** Begin Dataset excerpt **
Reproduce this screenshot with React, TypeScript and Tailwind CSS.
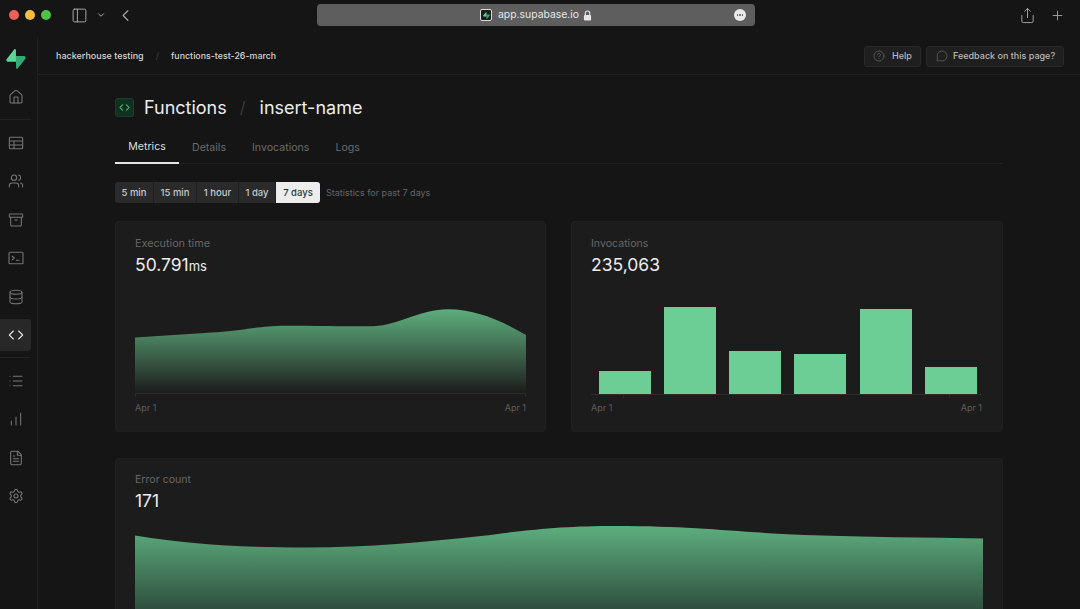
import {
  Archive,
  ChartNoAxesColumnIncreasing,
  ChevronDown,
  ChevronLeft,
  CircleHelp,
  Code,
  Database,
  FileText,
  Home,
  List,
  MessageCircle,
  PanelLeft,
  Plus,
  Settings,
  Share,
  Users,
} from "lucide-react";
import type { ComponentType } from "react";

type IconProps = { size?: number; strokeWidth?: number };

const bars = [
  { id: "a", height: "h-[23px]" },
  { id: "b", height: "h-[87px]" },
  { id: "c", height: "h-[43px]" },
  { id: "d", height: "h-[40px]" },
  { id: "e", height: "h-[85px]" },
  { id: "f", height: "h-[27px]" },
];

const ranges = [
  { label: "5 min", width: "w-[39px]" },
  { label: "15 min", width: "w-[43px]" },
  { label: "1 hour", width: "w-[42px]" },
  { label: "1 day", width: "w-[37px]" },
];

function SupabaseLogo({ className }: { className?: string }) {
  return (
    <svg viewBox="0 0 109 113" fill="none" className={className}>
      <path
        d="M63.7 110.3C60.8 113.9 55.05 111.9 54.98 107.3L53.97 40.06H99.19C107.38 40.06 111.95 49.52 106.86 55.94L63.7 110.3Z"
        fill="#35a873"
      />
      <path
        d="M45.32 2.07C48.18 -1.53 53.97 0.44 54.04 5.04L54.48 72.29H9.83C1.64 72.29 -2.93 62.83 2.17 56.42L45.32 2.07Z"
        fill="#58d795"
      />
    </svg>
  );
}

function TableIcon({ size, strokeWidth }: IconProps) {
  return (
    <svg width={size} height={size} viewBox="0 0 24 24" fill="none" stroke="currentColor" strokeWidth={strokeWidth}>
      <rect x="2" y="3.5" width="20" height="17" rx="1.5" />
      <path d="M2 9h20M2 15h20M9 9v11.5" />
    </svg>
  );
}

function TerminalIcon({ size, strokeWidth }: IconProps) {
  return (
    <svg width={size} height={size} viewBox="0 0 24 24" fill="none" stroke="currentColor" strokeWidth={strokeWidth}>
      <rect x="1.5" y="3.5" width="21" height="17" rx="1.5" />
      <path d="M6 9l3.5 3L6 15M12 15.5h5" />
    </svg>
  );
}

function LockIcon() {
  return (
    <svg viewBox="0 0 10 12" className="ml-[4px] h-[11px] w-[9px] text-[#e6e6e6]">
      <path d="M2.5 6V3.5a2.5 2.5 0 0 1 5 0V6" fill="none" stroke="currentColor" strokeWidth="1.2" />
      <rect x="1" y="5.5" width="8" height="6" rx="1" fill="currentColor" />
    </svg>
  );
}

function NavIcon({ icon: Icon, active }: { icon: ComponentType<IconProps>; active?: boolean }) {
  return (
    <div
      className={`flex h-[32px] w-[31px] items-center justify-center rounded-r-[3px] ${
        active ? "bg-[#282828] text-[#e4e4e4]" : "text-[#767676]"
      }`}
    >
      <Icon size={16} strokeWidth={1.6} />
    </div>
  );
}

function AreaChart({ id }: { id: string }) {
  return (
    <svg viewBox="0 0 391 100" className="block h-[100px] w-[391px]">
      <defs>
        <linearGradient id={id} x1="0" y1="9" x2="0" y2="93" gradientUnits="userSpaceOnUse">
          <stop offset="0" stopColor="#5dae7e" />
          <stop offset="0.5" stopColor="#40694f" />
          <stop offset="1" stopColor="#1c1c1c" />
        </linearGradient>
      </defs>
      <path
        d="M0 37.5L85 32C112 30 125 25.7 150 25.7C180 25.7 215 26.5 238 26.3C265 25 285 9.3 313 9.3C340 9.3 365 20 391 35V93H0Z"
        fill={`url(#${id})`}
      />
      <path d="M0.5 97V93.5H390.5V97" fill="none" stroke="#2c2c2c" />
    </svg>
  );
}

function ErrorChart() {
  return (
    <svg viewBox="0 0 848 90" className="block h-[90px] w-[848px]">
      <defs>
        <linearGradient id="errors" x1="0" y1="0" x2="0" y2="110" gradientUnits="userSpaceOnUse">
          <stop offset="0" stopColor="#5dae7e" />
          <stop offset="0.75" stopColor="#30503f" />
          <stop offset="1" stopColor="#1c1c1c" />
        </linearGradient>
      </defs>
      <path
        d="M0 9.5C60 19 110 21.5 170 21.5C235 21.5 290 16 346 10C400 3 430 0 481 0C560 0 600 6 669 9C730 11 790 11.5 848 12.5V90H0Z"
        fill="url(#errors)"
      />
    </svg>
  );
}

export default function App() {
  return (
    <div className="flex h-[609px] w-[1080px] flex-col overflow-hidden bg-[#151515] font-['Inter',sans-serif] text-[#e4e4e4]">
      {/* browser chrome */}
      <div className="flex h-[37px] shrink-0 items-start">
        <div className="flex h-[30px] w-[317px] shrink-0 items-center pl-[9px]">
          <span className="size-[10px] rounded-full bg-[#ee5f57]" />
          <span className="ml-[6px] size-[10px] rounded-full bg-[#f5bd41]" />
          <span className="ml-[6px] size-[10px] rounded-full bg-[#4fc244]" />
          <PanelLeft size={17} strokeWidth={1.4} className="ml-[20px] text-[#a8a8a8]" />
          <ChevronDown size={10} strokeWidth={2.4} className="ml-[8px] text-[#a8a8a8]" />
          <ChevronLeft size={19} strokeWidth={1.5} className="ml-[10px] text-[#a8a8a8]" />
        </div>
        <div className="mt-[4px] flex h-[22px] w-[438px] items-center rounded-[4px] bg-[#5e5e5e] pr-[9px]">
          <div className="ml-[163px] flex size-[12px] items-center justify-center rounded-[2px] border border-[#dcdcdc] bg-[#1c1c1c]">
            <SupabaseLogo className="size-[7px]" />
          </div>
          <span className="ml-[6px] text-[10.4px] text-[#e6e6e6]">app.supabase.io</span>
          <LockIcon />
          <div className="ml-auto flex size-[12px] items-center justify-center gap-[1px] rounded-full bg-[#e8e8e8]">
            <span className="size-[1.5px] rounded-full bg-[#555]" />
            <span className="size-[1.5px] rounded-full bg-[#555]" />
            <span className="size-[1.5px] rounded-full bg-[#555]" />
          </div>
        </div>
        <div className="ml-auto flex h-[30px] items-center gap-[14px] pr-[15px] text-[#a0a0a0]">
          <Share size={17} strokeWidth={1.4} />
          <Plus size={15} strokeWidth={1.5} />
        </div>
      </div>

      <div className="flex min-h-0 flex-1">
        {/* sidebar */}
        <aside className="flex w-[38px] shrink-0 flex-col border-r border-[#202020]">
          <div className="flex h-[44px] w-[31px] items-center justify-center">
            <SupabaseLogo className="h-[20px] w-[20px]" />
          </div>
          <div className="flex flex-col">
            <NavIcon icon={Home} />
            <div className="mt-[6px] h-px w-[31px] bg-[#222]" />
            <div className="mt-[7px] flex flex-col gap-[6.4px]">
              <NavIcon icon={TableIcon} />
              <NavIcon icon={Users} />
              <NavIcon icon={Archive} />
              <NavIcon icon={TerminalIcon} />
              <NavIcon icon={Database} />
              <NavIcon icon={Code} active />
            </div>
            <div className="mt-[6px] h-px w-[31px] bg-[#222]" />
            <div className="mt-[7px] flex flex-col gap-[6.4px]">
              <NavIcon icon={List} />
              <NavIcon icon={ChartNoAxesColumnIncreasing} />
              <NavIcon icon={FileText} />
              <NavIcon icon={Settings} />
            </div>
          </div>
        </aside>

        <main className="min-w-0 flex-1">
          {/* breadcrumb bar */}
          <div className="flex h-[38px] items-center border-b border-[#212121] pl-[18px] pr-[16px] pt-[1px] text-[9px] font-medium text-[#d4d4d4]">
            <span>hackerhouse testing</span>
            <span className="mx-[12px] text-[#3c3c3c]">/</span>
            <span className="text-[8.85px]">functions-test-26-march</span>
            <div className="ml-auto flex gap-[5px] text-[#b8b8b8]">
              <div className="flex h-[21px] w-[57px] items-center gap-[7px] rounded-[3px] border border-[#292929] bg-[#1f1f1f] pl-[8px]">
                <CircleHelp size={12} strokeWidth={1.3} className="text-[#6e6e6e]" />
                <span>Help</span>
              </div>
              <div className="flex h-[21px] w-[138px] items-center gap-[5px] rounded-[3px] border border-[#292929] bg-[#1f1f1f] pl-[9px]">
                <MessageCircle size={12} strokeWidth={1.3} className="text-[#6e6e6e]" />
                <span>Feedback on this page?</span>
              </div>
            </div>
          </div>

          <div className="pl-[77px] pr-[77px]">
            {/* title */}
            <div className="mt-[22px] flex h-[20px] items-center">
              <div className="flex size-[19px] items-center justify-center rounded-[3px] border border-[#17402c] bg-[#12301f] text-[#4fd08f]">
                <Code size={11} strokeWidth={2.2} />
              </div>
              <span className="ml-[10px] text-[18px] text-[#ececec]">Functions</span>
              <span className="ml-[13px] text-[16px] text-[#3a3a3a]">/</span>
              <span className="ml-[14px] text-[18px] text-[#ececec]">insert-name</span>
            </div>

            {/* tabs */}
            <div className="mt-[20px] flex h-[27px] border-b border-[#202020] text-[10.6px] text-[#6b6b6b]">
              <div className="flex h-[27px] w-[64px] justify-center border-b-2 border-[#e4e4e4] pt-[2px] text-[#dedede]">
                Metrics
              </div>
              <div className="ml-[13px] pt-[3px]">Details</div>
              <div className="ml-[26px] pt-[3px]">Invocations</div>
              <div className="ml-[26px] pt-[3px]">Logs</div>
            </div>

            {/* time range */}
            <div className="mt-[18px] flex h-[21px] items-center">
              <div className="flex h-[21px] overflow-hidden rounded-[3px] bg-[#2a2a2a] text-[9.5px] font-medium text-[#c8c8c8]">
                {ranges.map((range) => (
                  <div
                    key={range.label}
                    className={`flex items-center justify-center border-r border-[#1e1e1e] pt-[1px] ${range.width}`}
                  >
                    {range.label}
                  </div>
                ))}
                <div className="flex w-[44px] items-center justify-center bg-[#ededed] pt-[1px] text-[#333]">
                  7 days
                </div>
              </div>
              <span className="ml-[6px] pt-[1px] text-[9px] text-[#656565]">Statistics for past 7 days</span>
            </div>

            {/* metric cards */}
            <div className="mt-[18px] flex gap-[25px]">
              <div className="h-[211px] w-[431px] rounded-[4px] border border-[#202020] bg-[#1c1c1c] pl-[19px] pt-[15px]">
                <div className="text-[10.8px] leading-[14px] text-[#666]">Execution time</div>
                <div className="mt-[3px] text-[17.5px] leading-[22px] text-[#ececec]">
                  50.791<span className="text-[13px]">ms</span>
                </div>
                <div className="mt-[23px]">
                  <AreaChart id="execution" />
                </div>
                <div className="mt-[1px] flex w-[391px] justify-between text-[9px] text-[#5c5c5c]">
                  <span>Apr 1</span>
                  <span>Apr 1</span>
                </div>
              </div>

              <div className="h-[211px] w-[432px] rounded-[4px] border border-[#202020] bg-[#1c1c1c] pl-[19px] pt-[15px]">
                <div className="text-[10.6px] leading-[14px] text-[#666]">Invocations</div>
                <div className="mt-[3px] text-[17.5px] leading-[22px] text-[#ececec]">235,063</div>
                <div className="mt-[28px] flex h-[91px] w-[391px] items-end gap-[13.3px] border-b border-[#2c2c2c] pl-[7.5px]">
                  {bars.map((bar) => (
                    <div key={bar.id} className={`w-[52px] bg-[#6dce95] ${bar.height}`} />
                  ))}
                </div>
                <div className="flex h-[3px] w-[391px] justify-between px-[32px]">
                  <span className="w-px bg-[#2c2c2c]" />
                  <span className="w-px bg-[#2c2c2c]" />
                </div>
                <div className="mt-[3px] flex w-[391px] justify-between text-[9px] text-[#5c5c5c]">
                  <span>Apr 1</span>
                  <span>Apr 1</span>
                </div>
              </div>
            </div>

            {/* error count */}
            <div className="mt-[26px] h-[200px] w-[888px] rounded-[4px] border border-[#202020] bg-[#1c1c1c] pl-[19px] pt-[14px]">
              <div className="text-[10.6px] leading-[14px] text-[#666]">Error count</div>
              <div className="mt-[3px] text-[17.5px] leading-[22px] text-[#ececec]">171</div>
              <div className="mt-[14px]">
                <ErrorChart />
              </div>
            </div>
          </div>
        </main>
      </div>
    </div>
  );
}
** End Dataset excerpt **
**Work to be completed:** Transcribe the opening line of the listing above, please, and every line after it through the line with "number; strokeWidth?: number", word for word, without pictures.

**Answer to the problem:**
Reproduce this screenshot with React, TypeScript and Tailwind CSS.
import {
  Archive,
  ChartNoAxesColumnIncreasing,
  ChevronDown,
  ChevronLeft,
  CircleHelp,
  Code,
  Database,
  FileText,
  Home,
  List,
  MessageCircle,
  PanelLeft,
  Plus,
  Settings,
  Share,
  Users,
} from "lucide-react";
import type { ComponentType } from "react";

type IconProps = { size?: number; strokeWidth?: number };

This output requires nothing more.